What about considering the centre of gravity of the pipe/ pipe sections and then solving for moments. I think this will simplify the problem. I am not sure if this will work, and is only a suggestion.

If by considering the center of gravity you're refering to calculating the equilibrium ABOUT the center of gravity, this adds unknowns because the weight (applied at the center of gravity) is known and the reactions aren't.

Not about the centre of gravity. To find out the reactions at the anchor and the support, you could take the CG of different sections of the pipe into consideration, and find the moments individually about the anchor and the support. I feel this will result in two equations with two unknowns. I do not know if this will help you, but it is similar to the bending moment problems of beams we covered in college.

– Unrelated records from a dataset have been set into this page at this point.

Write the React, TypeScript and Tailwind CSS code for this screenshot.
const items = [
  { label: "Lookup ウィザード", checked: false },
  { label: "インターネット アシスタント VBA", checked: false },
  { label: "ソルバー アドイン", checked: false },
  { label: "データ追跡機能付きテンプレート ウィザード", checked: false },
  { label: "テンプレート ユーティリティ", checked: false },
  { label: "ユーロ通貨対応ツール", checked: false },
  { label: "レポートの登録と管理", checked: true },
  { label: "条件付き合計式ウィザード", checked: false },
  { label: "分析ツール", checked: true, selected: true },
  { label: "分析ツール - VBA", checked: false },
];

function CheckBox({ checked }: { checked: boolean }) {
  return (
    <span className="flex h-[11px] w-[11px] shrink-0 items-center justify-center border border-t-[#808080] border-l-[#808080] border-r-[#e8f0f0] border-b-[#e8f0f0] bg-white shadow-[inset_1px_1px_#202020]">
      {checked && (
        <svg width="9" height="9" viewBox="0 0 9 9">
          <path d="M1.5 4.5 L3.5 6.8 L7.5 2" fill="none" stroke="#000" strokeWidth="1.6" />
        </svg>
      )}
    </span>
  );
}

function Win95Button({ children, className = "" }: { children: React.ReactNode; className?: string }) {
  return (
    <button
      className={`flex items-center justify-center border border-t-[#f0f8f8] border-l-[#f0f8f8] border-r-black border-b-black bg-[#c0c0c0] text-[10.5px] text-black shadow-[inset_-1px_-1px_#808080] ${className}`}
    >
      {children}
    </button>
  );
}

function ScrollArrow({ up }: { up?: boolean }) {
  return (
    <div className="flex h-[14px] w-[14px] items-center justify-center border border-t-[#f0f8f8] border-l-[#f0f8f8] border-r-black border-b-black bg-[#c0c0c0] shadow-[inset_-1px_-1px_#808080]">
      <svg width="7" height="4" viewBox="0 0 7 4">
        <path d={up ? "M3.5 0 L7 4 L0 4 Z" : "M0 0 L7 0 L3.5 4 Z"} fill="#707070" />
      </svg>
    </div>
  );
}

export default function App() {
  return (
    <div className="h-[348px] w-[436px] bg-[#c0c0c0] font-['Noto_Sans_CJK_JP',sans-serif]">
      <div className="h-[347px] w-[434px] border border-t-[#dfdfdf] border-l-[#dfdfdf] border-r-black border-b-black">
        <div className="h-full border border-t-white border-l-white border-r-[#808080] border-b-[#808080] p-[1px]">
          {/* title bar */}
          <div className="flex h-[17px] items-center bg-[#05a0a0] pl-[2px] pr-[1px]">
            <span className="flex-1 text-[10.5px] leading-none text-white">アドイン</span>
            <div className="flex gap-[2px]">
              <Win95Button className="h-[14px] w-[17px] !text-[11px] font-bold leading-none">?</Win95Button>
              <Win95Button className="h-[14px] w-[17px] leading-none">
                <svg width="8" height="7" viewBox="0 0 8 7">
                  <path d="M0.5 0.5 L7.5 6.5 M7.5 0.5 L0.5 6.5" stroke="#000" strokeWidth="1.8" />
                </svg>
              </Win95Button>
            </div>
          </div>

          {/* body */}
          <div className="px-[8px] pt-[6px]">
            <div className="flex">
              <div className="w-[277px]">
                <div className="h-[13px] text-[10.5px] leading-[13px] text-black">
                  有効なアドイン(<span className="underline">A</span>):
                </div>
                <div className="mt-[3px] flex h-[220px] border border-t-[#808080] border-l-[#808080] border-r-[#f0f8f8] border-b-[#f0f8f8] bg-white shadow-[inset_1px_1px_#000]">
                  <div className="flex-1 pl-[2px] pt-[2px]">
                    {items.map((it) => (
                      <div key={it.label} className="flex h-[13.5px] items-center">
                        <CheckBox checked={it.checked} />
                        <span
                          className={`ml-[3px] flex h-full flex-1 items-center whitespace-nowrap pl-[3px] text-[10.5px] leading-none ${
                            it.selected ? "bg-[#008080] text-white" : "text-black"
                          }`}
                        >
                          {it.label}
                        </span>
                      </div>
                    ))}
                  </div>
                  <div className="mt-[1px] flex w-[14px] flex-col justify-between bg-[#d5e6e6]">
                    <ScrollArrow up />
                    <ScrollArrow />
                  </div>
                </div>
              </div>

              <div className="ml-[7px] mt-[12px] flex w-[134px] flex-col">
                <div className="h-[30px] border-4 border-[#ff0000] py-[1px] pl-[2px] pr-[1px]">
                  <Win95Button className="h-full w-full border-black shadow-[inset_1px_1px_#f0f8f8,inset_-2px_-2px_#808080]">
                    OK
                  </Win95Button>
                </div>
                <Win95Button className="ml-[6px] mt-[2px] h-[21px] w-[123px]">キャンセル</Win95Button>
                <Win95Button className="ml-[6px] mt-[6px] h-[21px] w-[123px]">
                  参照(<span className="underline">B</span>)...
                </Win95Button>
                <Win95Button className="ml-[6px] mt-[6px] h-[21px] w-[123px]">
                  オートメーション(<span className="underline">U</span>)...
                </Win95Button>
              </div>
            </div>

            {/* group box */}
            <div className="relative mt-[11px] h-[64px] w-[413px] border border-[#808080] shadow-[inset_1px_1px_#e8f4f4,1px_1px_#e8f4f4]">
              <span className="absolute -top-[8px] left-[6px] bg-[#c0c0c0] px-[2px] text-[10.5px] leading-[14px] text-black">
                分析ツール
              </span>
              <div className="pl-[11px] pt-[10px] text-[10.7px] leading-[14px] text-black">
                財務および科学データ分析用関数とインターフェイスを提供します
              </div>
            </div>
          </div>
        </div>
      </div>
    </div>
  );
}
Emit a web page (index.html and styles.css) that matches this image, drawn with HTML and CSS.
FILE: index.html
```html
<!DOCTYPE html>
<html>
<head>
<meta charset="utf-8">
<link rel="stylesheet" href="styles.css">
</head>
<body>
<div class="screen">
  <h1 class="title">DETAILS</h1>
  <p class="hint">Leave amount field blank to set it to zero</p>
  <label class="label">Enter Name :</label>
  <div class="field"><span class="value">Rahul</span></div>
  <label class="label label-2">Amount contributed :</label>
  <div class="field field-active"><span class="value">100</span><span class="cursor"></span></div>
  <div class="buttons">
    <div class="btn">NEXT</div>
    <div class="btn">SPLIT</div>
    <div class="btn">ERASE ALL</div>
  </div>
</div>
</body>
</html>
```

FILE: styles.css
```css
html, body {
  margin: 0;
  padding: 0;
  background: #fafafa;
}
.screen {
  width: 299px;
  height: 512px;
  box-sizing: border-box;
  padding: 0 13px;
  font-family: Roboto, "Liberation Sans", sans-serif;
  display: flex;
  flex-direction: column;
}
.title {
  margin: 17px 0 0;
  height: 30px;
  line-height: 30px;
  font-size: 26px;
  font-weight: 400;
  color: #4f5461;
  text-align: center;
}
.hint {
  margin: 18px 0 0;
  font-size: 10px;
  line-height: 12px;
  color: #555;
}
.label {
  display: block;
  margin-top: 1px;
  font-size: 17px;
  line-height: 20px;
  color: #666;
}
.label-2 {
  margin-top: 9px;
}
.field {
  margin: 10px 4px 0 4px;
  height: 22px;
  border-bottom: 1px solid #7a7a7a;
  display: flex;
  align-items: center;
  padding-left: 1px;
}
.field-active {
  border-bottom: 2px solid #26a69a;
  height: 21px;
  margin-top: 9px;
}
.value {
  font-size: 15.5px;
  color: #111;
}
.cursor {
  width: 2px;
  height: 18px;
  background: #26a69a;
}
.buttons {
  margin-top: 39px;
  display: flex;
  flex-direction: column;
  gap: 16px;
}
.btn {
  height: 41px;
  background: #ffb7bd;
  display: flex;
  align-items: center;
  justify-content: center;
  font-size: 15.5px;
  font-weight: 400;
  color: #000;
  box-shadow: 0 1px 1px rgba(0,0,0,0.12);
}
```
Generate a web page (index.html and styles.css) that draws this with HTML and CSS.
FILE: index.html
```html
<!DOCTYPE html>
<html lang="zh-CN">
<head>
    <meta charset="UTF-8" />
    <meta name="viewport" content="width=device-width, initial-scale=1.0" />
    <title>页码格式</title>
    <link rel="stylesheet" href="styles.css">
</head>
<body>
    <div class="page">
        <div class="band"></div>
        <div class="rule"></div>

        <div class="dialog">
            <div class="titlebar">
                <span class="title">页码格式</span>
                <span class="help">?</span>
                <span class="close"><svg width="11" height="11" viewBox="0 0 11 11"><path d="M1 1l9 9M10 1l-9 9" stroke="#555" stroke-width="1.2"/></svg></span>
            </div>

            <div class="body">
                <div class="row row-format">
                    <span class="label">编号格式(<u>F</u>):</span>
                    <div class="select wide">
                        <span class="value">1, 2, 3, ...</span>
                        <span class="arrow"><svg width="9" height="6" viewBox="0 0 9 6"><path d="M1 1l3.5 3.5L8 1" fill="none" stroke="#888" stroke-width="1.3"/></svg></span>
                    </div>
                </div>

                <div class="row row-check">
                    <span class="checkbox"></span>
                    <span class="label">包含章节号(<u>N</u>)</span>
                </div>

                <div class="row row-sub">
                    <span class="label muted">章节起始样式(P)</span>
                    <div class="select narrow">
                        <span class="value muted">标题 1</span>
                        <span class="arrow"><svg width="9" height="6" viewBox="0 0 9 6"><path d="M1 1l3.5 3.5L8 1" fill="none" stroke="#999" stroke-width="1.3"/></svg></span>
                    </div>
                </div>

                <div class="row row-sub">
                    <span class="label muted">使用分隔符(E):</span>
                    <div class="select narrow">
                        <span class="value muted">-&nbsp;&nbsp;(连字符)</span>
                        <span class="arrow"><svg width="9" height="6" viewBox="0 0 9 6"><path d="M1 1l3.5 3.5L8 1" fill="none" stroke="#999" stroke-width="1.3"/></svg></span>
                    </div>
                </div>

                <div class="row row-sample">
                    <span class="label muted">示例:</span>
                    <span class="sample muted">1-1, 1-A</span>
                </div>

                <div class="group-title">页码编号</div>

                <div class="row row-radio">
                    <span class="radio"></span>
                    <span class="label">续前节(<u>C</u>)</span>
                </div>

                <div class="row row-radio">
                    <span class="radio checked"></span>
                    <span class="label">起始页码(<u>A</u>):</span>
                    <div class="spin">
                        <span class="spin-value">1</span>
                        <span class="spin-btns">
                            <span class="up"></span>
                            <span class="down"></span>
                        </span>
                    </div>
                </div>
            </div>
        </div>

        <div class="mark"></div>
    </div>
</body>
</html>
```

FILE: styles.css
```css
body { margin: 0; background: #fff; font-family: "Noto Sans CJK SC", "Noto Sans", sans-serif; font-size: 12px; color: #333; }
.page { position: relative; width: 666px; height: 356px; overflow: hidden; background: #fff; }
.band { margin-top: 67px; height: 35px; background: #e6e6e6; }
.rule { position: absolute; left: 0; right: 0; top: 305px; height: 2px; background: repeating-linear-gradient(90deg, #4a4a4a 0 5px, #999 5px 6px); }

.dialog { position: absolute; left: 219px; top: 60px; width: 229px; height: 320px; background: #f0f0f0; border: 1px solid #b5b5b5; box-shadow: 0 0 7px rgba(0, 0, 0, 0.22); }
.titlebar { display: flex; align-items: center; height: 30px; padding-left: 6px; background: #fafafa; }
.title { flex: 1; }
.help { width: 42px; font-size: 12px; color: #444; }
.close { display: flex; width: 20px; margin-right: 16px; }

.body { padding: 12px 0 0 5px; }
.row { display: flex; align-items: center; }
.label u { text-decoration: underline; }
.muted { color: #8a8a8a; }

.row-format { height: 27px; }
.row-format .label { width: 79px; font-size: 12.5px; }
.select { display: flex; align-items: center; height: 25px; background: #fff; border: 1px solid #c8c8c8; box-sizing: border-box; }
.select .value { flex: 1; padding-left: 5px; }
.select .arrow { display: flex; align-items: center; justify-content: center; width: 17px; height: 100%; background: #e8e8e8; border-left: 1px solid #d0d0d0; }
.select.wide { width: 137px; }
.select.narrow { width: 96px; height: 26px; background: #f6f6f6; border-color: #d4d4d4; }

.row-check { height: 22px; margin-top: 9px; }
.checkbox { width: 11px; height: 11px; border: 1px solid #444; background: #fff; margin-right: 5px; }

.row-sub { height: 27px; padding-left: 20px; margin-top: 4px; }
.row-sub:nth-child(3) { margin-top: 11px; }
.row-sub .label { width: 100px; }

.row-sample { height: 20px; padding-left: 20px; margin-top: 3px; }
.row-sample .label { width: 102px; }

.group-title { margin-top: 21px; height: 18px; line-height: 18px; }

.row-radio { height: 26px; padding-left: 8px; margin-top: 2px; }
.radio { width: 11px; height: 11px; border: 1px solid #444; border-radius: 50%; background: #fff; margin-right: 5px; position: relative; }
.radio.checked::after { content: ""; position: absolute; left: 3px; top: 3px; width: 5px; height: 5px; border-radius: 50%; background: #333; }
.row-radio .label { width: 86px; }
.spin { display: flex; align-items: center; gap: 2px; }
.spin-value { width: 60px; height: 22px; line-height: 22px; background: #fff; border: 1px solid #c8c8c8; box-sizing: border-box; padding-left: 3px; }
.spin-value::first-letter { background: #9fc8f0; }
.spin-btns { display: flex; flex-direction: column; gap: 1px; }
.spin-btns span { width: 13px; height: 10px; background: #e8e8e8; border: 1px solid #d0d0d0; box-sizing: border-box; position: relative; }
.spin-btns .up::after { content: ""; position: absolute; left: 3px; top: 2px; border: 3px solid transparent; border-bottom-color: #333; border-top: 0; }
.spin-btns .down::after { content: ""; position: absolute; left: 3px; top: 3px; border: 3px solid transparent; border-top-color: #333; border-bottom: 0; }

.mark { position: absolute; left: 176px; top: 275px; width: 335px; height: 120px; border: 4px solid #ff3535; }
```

boundary conditions. QUESTION 1 : Is aplying the half weight of the 135'' section in Z at point D a good simplification when modeling the effects of this section on the section in X ? Applying half the weight is conservative. It would be as if that segment in Z had flexible couplings at each end. QUESTION 2 : Could I consider the whole X and Z section as a straight section in X of the same length ? No, this would not work, unless you modeled a pin joint at point D. Considering the problem as I drew it, I have 3 unknown variables : MA, FA & FC I have 2 equations coming from equilibrium equations :Forces in Y = 0 (equation 1) & Moments in Z around A = 0 (equation 2) So I have a hyperstatic problem of the first degree. I thought of solving the problem by using singularity functions (leading to equations 3.1, 4.1 & 4.2 (2nd page)) but that bring up 2 more unknown variables (C1 & C2). So I still have 6 unknowns and 5 equations. QUESTION 3 : Is the singularity functions method a proper way of solving this problem ? If yes, how do I get my sixth equation ? If no, how would you proceed ? Thanks for your input. The missing equation you are looking for is that the slope at A is zero since it is a fixed anchor. Otherwise the moment at A is zero. The slope constraint gives you the extra equation you need to eliminate the extra unknown. Also, it would be more accurate to model the weight of the pipe as a distributed load, and do the integrations (integrate load to get shear, integrate shear to get moment, integrate moment to get slope, integrate slope to get displacement. ) Or you can do castigliano's and set the displacement at A and C to zero. If you want to accurately account for the Z direction segment at D that is the way I would do it.

@ maniacal Question 1 : Thanks for the input, that's what I thought. Question 2 : Thanks for the input. Question 3 : I already have the slope@A=0 equation, it's equation 3.1. Did I miss something ? Thanks for the tip about weight distribution.